To allow for multiple renamings, you make sure Git reads all the fetch = lines, so that someone can write:

[remote "bob"]
    fetch = +refs/heads/asteroid_433:refs/remotes/bob/paris
    fetch = +refs/heads/master:refs/remotes/bob/master

and so on. But in practice, most remotes ended up with just one fetch line.

(Allowing multiple lines is good forethought, as it turns out that today, we sometimes want to add refspecs beginning with +refs/notes/... so that we can bring over Git notes. You can't know this yet, but obviously you're pretty smart, coming up with remote-tracking branches in the first place. :-) )

Of course, the old branch.paris.merge syntax has to stick around around, because you can't change existing Git users' configurations. So now Git must, when it goes to use this merge value, map the value through the same fetch refspecs in order to figure out the correct remote-tracking branch name. (The old pull script didn't bother—it just got the value from FETCH_HEAD directly. That script has somewhat recently been rewritten as a C program, and it is no longer obvious what it does. The merge and rebase commands, when run standalone, do in fact do this mapping, as they must.)
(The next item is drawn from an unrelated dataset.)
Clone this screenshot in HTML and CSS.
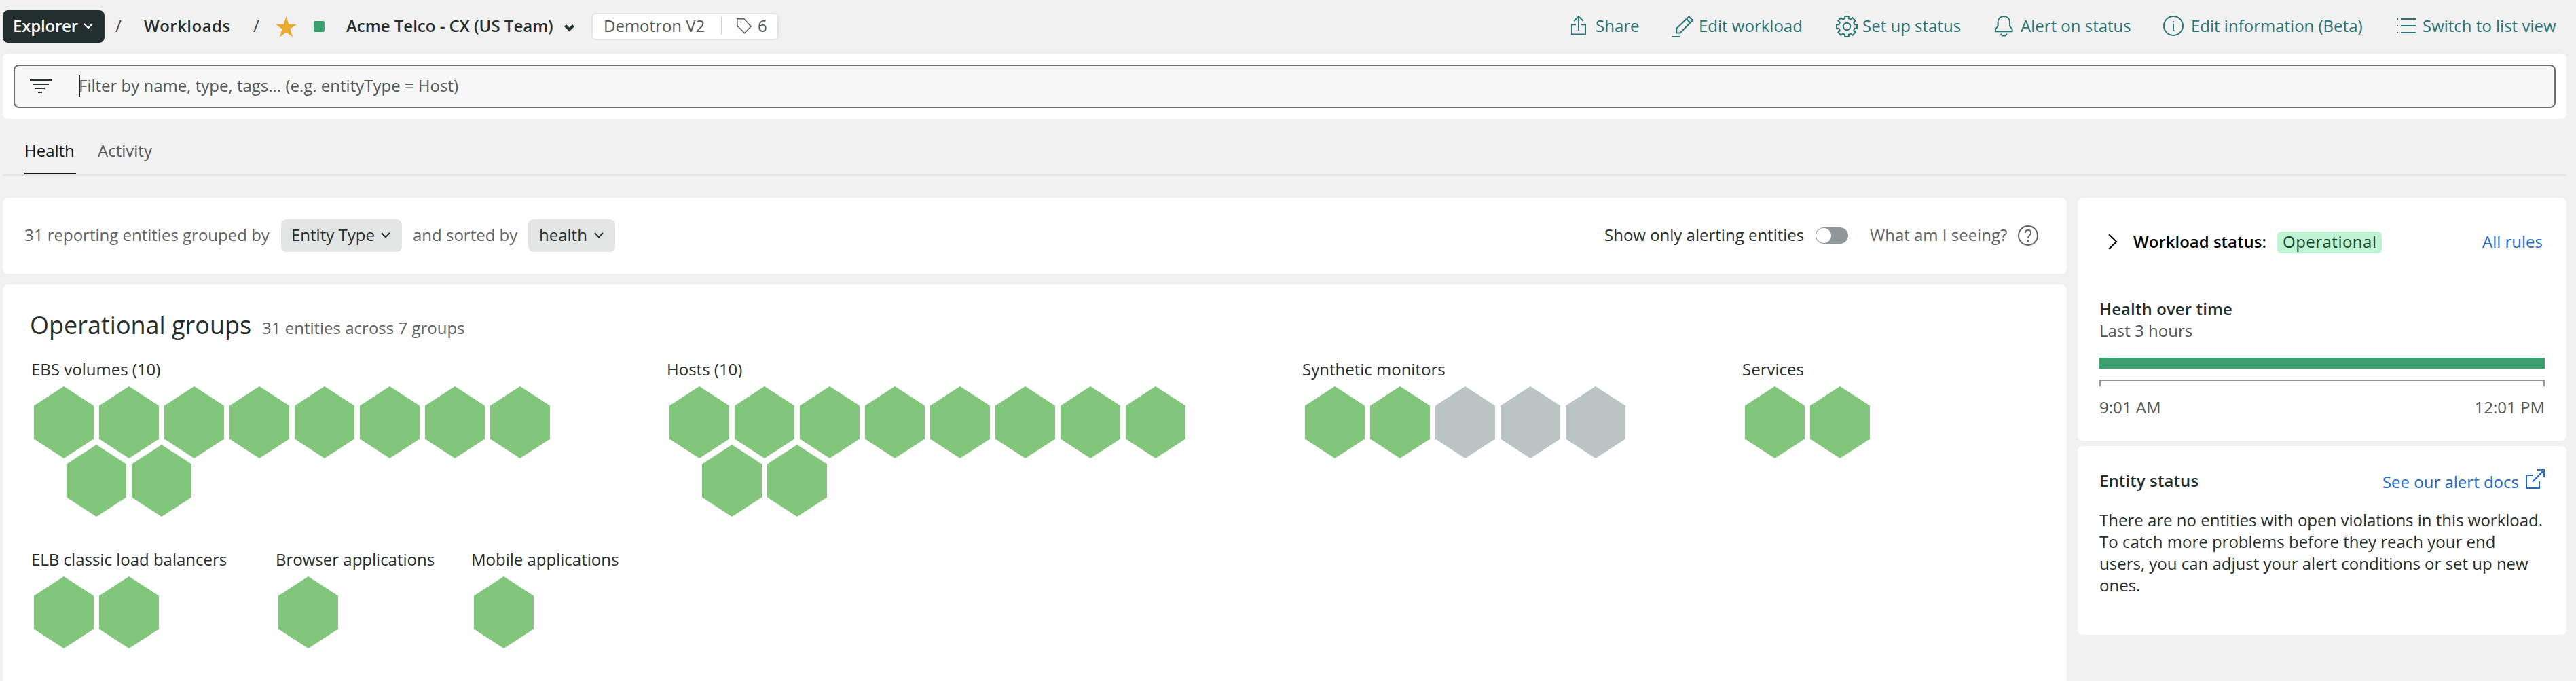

I should mention the leading + here as well. This is simply the force flag for the given refspec. It's the equivalent of git push --force: it means "this reference should be updated no matter what", as compared to the more usual rule for branch name updates, which are allowed if the update adds new commits, but rejected if the update would "lose" existing commits (e.g., if you're picking up an upstream git reset of some sort). Normally every fetch = refspec for each remote has the leading +, since you always want all your remote-tracking branches updated to whatever commit their branch says is the correct one right now.


2Actually, it already existed, for git push purposes, because git push always needed it. But it got refined somewhat.